How can Topalov and Polgar play world class chess in a time controlled situation without sight of their pieces or boards?
Perhaps such a player, undoubtedly a chess genius, much like the mathematical or musical genius, sees certain inherent positions in a situation that less gifted intellects cannot begin to envisage. The chess genius thinks differently from others.
In blindfold chess one has to create a picture of the chess board and pieces in one's mind. And as the game begins one has to 'see' everything that is happening mentally and respond efficiently and effectively. Imagine someone playing chess in such a mind-boggling manner and taking on fifty players at the same time. When he was the English-speaking Caribbean chess champion, Maurice Broomes told me he used to seriously train himself at home to play blindfold chess.
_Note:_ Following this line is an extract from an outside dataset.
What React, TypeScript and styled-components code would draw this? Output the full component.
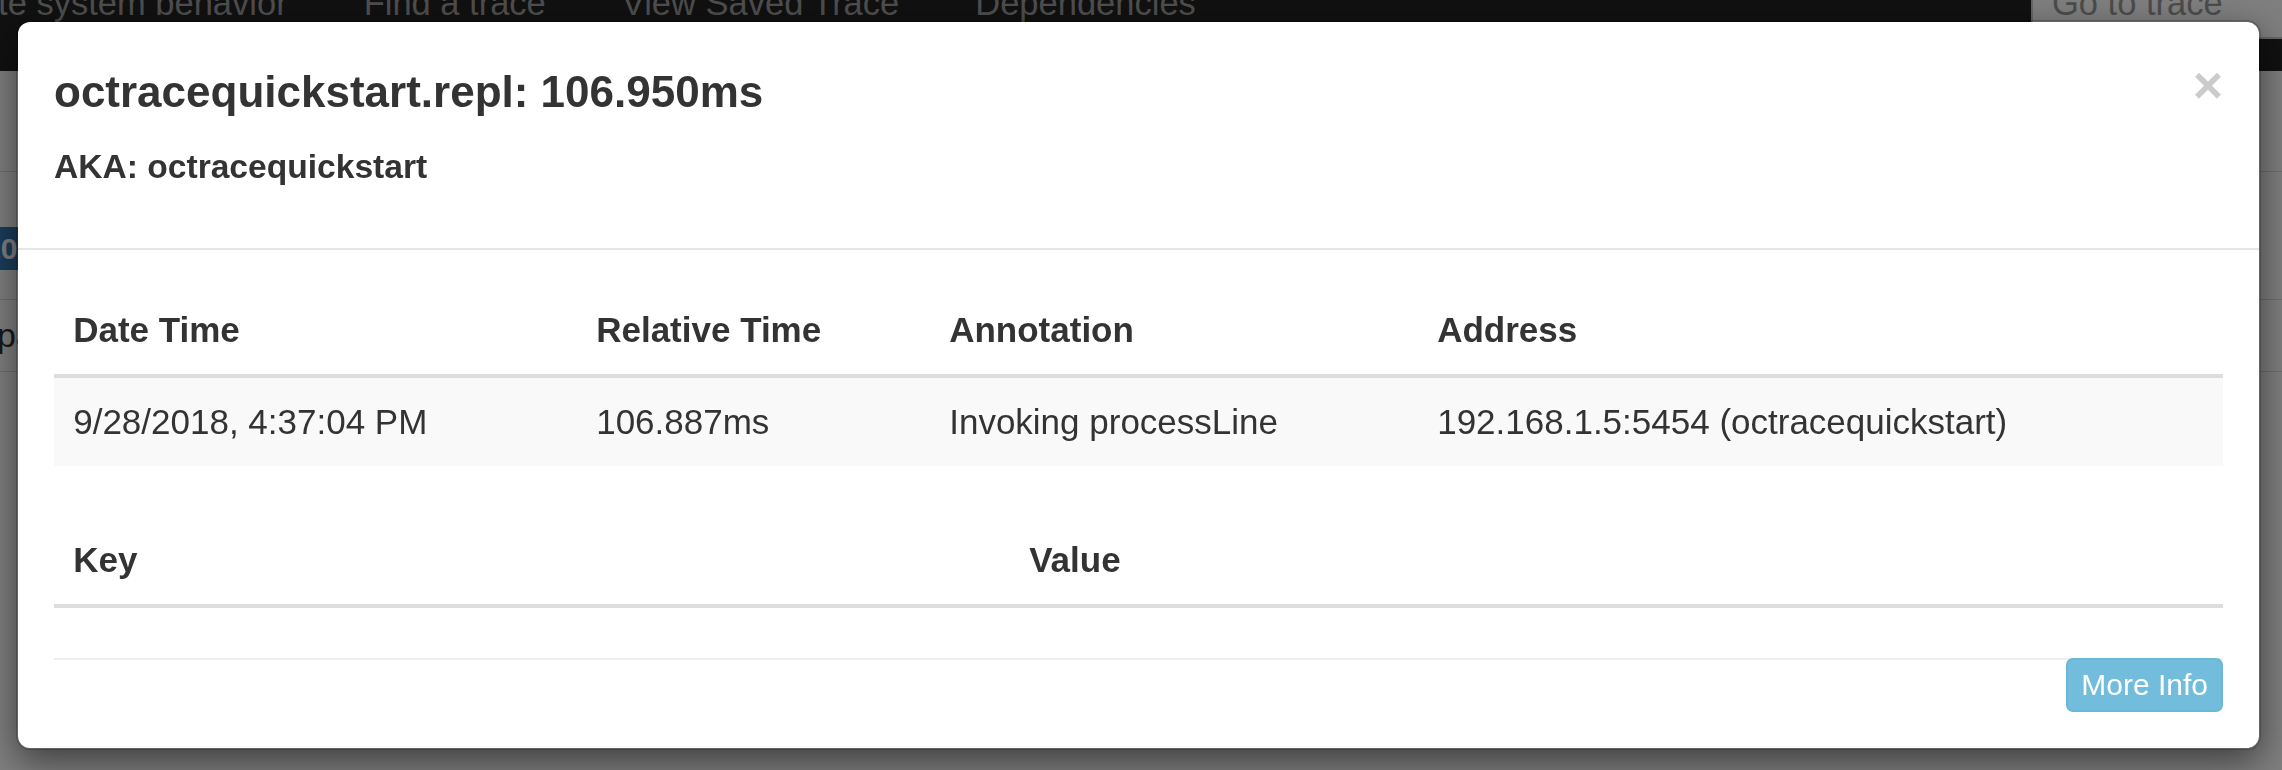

He said it was a challenge to him and he badly yearned to master the art of playing at least one game at a time.
We hardly see blindfold chess games today, so it was very refreshing to learn of the Topalov-Polgar match and to replay the games.
Event: Blindfold Rapid
Site : Bilbao, Spain.
Date: December 7, 2006
Round: 6
White: Judit Polgar-2710
Black: Veselin Topalov-2813
Result: 1-0
Sicilian Defence
1. e4 c5 2. Nf3 e6 3. d4 cxd4 4. Nxd4 a6 5. Bd3 Ne7 6. O-O Nec6 7. c3 Be7
8. Be3 O-O 9. Nd2 d6 10. f4 Nd7 11. Rf3 g6 12. Rg3 Nxd4 13. cxd4 e5 14. Nf3
exd4 15. Nxd4 Nc5 16. Nf5 d5 17. Bd4 Bxf5 18. exf5 Nxd3 19. Rxd3 Bf6 20.
fxg6 hxg6 21. Qb3 Re8 22. Rad1 b5 23. Qc3 Bxd4+ 24. Qxd4 Re6 25. Qxd5 Qe8
26. Qxa8 Qxa8 27. Rd8+ Qxd8 28. Rxd8+ Kg7 29. Kf2 Re4 30. Kf3 Rc4 31. Rd2
a5 32. Rd5 Ra4 33. a3 b4 34. Rd3 bxa3 35. bxa3 Rc4 36. g4 Kh6 37. h4 f5 38.
Kg3 fxg4 39. Kxg4 a4 40. Rd6 Kg7 41. Ra6 Rd4 42. Ra7+ Kf6 43. Ra5 Kg7 44.
Kg5 Kf7 45. Ra7+ Kf8 46. Kxg6 Rxf4 47. Ra8+ Ke7 48. h5 Rg4+ 49. Kf5 Rc4 50.
h6 Rc5+ 51. Ke4 Black Resigns! 1-0.
This is the only win Polgar scored in the match. Topalov got two wins and the remaining three games were drawn.